To make art out of universally acknowledged truths and the compromises of social convention, both petty and pretty, is a rare gift, and no writer displays it more consistently than Austen. Sir Walter Scott, the big dog of contemporary fiction in Austen’s day, acknowledged her mastery in his journal:
. . . read again, and for the third time at least, Miss Austen’s finely written novel of Pride and Prejudice. That young lady had a talent for describing the involvements and feelings and characters of ordinary life, which is to me the most wonderful I ever met with. The Big Bow-wow strain I can do myself like any now going; but the exquisite touch, which renders ordinary commonplace things and characters interesting, from truth of the description and the sentiment, is denied to me.
But let’s not forget the romance. Inventing the romantic comedy, in the most expansive meanings of both those words, Austen shaped the popular imagination in a way few writers have ever done. In a reading history of the world, Elizabeth Bennet, the heroine who overcomes her initial prejudice to conquer the heart of Mr. Darcy, may well be a more lively and influential model than Achilles or Quixote. While the seeds of the species of love story that Jane Austen planted have grown like kudzu — you can’t turn on the television or go to the movies without seeing her shadow in the undergrowth — her own tending of them still makes her books the most enchanting of cultivated gardens, in which ordinary life, foolish attachments, and the hesitations of hope in which we live are rendered delicate and beautiful — and capable of a moment’s happiness. What Jane Austen teaches us is how much a life of feeling, however small and circumscribed, matters to the feeler — and, through the vital etiquette of her art, to readers as well.
Sense and Sensibility
Two Sisters v. Society
Austen’s first published novel, which appeared under the pseudonym “A Lady,” is the story of two sisters, Elinor and Marianne Dashwood, and of the tension between private passions and public decorum. Where Elinor is prudent and cautious, Marianne follows her heart where it leads — though the difference doesn’t stop either from having her heart broken. This is Austen’s most social novel, and in both town and country she depicts a privileged class rife with vulgarity and vindictiveness, where falsehoods can go undetected or might as easily be rewarded. For the upstanding women of Sense and Sensibility, society can be a treacherous place, demanding the engagement of both head and heart.

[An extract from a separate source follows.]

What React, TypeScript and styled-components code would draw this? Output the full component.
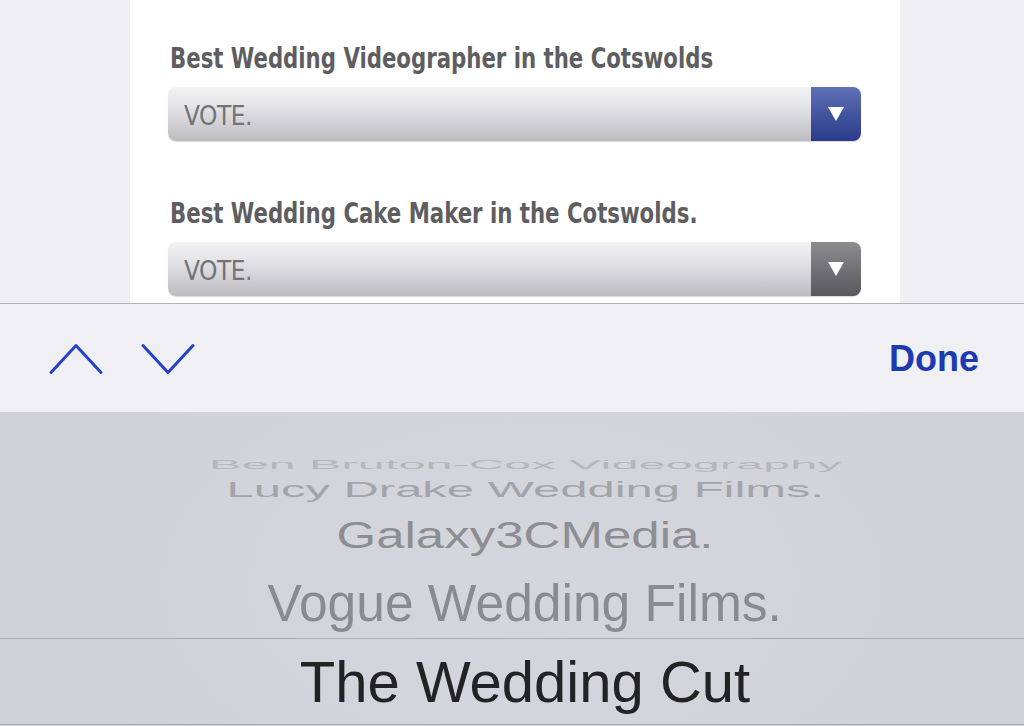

Money, Manners, and Marriage
From a large and not too wealthy family, bashful Fanny Price is sent to live with her rich aunt and uncle at the house that gives this book its name. She finds herself intimidated by everyone there, except her kind cousin Edmund; constantly bursting into tears, she won’t even take part in her coevals’ racy amateur theatricals. Despite the fact that Fanny can be priggish, by following her convictions she ultimately finds true love. Mansfield Park stands at a distance from Austen’s other novels: Although less lustrous than Emma or Sense and Sensibility, and less vibrant than Pride and Prejudice, it’s probably her most substantial book. While some of her fans find it hard to love, it was actually the author’s favorite.
Learning Life’s Lessons
At twenty, Emma Woodhouse — “handsome, clever, and rich” — knows that she’s the most fantastic woman in Highbury, and nothing amuses her more than meddling in other people’s affairs. But although she has good intentions, her matchmaking goes seriously awry, wrecking a perfectly good engagement for her friend Harriet. Only after a spate of social disasters does Emma realize both her own failings and her love for her dashing neighbor. Emma is one of English literature’s most sparkling comedies of manners, and one of the most telling depictions we have of the limits of charm and the shock of self-recognition.
An Austen Curiosity
The first written of Austen’s novels, Northanger Abbey was not published until after her death. It is a parody of Gothic fiction — a wildly popular genre in Austen’s day, and one with which Catherine Morland, the novel’s teenage protagonist, is unhealthily obsessed. She can hardly contain her excitement when Henry Tilney and his sister Eleanor invite her to stay at the titular home. For Catherine, an “abbey” must have been the site of all sorts of Gothic excesses; she even fools herself into thinking that Henry’s father, the General, has killed his wife. Soon Gothic fantasies give way to actual struggles, but while Catherine learns that real life is not a fiction, Northanger Abbey also passionately defends the importance of literature — an art which offers “the most thorough knowledge of human nature, the happiest delineation of its varieties.”
A Tale of Second Chances
At age nineteen, high-born Anne Elliott was all set to marry her true love, the handsome, poor naval captain Frederick Wentworth, but she broke off the engagement on the advice of her officious godmother. Now twenty-seven, she seems resigned to spinsterhood. But when Anne’s indebted father has to rent out the family estate, Wentworth comes back into Anne’s life — and she discovers that her youthful love has lasted despite its ill-starred interruption. Though its plot may be less intricate than those of Austen’s earlier works, Persuasion is a captivating tale, and Anne is one of her most enduring creations. The last novel Austen wrote in her short life, it points toward an expansion of her extraordinary talents; in the pages of Persuasion, Virginia Woolf would astutely write a century after its publication, Austen “is beginning to discover that the world is larger, more mysterious, and more romantic than she had supposed.” It is a discovery the reader is happy to share.